While some would have gone on their own, we opted to join the comforts of a tour group where all the arrangements are made for us. This freed us up to truly enjoy the trip without the excesses of looking for transport, accommodations and the potential harrowing circumstances of navigating a foreign land where we cannot effectively communicate.
Our journey started as soon as we landed in Cairo. Our luggage had been broken into! We had already left the airport and to try making a report at that stage would be probably more hassle than living with the problem. Fortunately we did not have any valuables in the luggage, just clothes and some bottled water (this is Suan’s obsession).
Even-though this was not an auspicious start, it was a journey that we would come to remember for posterity in part due to the excellent way in which the itinerary was designed.
Cairo, home of the pyramids
Actually this city had been “official” capital only since the 10th century BC that is. Well, at least from the time of the Arab conquest, the capital has been near present day Cairo. However the capitals of the ancient Egyptian dynasties had variously shifted from the northern delta of the Nile, through to the southern end of present day Egypt.
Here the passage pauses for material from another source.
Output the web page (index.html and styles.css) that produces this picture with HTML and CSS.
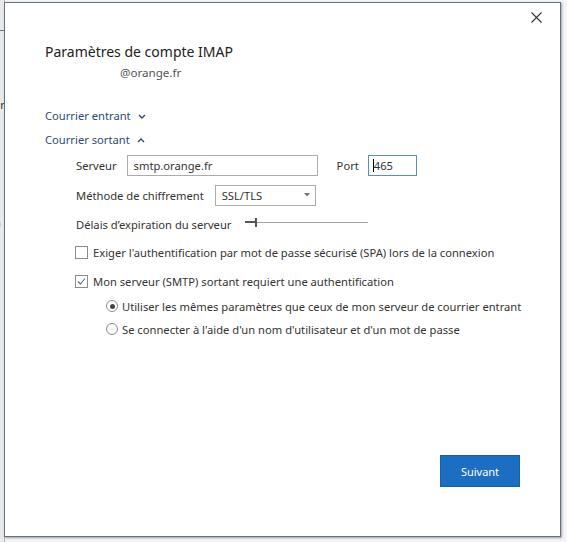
FILE: index.html
```html
<!DOCTYPE html>
<html lang="fr">
<head>
<meta charset="utf-8">
<link rel="stylesheet" href="styles.css">
</head>
<body>
<div class="behind">
  <span class="frag frag1">er</span>
  <span class="frag frag2">c</span>
  <span class="frag frag3">n</span>
  <div class="behind-line"></div>
</div>
<div class="dialog">
  <div class="topbar">
    <svg class="close" width="11" height="11" viewBox="0 0 11 11"><path d="M0.5 0.5 L10.5 10.5 M10.5 0.5 L0.5 10.5" stroke="#333" stroke-width="1.1" fill="none"/></svg>
  </div>
  <h1 class="title">Paramètres de compte IMAP</h1>
  <div class="account">@orange.fr</div>

  <div class="section-head first">Courrier entrant
    <svg class="chev" width="8" height="5" viewBox="0 0 8 5"><path d="M1 1 L4 4 L7 1" stroke="#2b4d6e" stroke-width="1.4" fill="none"/></svg>
  </div>
  <div class="section-head">Courrier sortant
    <svg class="chev" width="8" height="5" viewBox="0 0 8 5"><path d="M1 4 L4 1 L7 4" stroke="#2b4d6e" stroke-width="1.4" fill="none"/></svg>
  </div>

  <div class="fields">
    <div class="row">
      <label class="lbl">Serveur</label>
      <div class="input server">smtp.orange.fr</div>
      <label class="lbl port-lbl">Port</label>
      <div class="input port"><span class="caret"></span>465</div>
    </div>
    <div class="row">
      <label class="lbl method-lbl">Méthode de chiffrement</label>
      <div class="select">SSL/TLS
        <svg class="arrow" width="6" height="4" viewBox="0 0 6 4"><path d="M0 0 L6 0 L3 3.5 Z" fill="#777"/></svg>
      </div>
    </div>
    <div class="row slider-row">
      <label class="lbl">Délais d’expiration du serveur</label>
      <div class="slider"><span class="fill"></span><span class="thumb"></span></div>
    </div>

    <div class="check-row first-check">
      <span class="box"></span>
      <span>Exiger l'authentification par mot de passe sécurisé (SPA) lors de la connexion</span>
    </div>
    <div class="check-row">
      <span class="box">
        <svg width="11" height="11" viewBox="0 0 11 11"><path d="M2 5.5 L4.5 8 L9 2.5" stroke="#5a6670" stroke-width="1.1" fill="none"/></svg>
      </span>
      <span>Mon serveur (SMTP) sortant requiert une authentification</span>
    </div>
    <div class="radios">
      <div class="radio-row">
        <span class="radio on"></span>
        <span>Utiliser les mêmes paramètres que ceux de mon serveur de courrier entrant</span>
      </div>
      <div class="radio-row">
        <span class="radio"></span>
        <span>Se connecter à l'aide d'un nom d'utilisateur et d'un mot de passe</span>
      </div>
    </div>
  </div>

  <div class="footer">
    <button class="primary">Suivant</button>
  </div>
</div>
</body>
</html>
```
FILE: styles.css
```css
html, body {
  margin: 0;
  padding: 0;
}
body {
  width: 567px;
  height: 542px;
  background: #f4f4f4;
  font-family: "Noto Sans", "Open Sans", sans-serif;
  color: #333;
  position: relative;
  overflow: hidden;
}
.behind {
  position: absolute;
  left: 0;
  top: 0;
  width: 4px;
  height: 542px;
  background: #e9e9e9;
  border-right: 1px solid #b5b5b5;
  overflow: hidden;
}
.behind-line {
  position: absolute;
  left: 0;
  top: 30px;
  width: 4px;
  height: 1px;
  background: #777;
}
.frag {
  position: absolute;
  font-size: 11px;
  color: #333;
  left: -6px;
}
.frag1 { top: 97px; }
.frag2 { top: 201px; }
.frag3 { top: 215px; }

.dialog {
  position: absolute;
  left: 4px;
  top: 2px;
  height: 533px;
  width: 515px;
  background: #fff;
  border: 1px solid #607385;
  box-shadow: 1px 1px 2px rgba(0,0,0,0.35);
  padding: 0 0 0 40px;
  display: flex;
  flex-direction: column;
}
.topbar {
  height: 38px;
  display: flex;
  justify-content: flex-end;
  padding: 9px 18px 0 0;
  box-sizing: border-box;
}
.close { display: block; }
.title {
  margin: 0;
  font-weight: normal;
  font-size: 14px;
  line-height: 22px;
  color: #222;
}
.account {
  margin: 2px 0 0 75px;
  font-size: 11.6px;
  line-height: 16px;
  color: #555;
}
.section-head {
  font-size: 11.2px;
  line-height: 18px;
  color: #2b4d6e;
  display: flex;
  align-items: center;
  gap: 7px;
  margin-top: 6px;
}
.section-head.first { margin-top: 26px; }
.chev { display: block; margin-top: 1px; }

.fields {
  padding-left: 31px;
  font-size: 11.2px;
  margin-top: 5px;
}
.row {
  display: flex;
  align-items: center;
  height: 22px;
  margin-bottom: 8px;
}
.lbl { margin-right: 10px; }
.input {
  height: 21px;
  box-sizing: border-box;
  border: 1px solid #ababab;
  padding: 0 6px;
  line-height: 19px;
}
.server { width: 191px; }
.port-lbl { margin-left: 19px; margin-right: 9px; }
.port {
  width: 49px;
  border-color: #5d8eb3;
  padding-left: 4px;
  display: flex;
  align-items: center;
}
.caret {
  width: 1px;
  height: 13px;
  background: #000;
  margin-right: 0;
}
.method-lbl { margin-right: 11px; }
.select {
  width: 101px;
  height: 21px;
  box-sizing: border-box;
  border: 1px solid #ababab;
  padding: 0 5px 0 6px;
  display: flex;
  align-items: center;
  justify-content: space-between;
}
.arrow { display: block; }
.slider-row { margin-top: -1px; margin-bottom: 8px; }
.slider-row .lbl { margin-right: 14px; }
.slider {
  width: 123px;
  height: 1px;
  background: #a4a4a4;
  position: relative;
  margin-top: -4px;
}
.fill {
  position: absolute;
  left: 0;
  top: -1px;
  width: 11px;
  height: 2px;
  background: #555;
}
.thumb {
  position: absolute;
  left: 10px;
  top: -4px;
  width: 2px;
  height: 9px;
  background: #555;
}
.check-row {
  display: flex;
  align-items: center;
  gap: 5px;
  height: 18px;
  margin-top: 11px;
  margin-left: -1px;
}
.check-row.first-check { margin-top: 0; }
.box {
  width: 11px;
  height: 11px;
  border: 1px solid #8b8b8b;
  background: #fff;
  display: flex;
  align-items: center;
  justify-content: center;
  flex: none;
}
.box svg { display: block; }
.radios { padding-left: 30px; margin-top: 7px; }
.radio-row {
  display: flex;
  align-items: center;
  gap: 4px;
  height: 18px;
  margin-bottom: 5px;
}
.radio {
  width: 12px;
  height: 12px;
  border: 1px solid #8b8b8b;
  border-radius: 50%;
  box-sizing: border-box;
  position: relative;
  flex: none;
}
.radio.on::after {
  content: "";
  position: absolute;
  left: 2.5px;
  top: 2.5px;
  width: 5px;
  height: 5px;
  border-radius: 50%;
  background: #444;
}
.footer {
  margin-top: auto;
  margin-bottom: 49px;
  display: flex;
  justify-content: flex-end;
  padding-right: 40px;
}
.primary {
  width: 80px;
  height: 32px;
  background: #1b6ec2;
  border: 1px solid #1660a8;
  color: #fff;
  font-family: inherit;
  font-size: 11px;
  padding: 0;
}
```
The old Memphis capital is just 20km south of Giza, and was the capital of the earlier dynasties.
But for a few millennia prior, the capitals of Egypt had been much further away. However, never too far from the mother river Nile, which is the wellspring of life of this otherwise parched land. In fact our journey will hug exclusively to the river itself.
The main highlight for us to be in Cairo is to be able to visit the great pyramids. And there are two locations which we spent a little time on – Saqqara and Giza.
Giza, being the more famous of the two in terms of namesake and also the photos was naturally an important stop. We did not join the option to climb into the chambers of the pyramid to the center where the sarcophagus is placed, staying outside to take in the views. Afterall, most if not all the artifacts are now in the museum, so it will be an empty chamber. Not nice to smell the soles and butt of the person climbing ahead of you in a small tunnel. Imagine if someone broke wind…
Part of the journey to the pyramids was a camel ride, and it came with the usual buy a photo thingy.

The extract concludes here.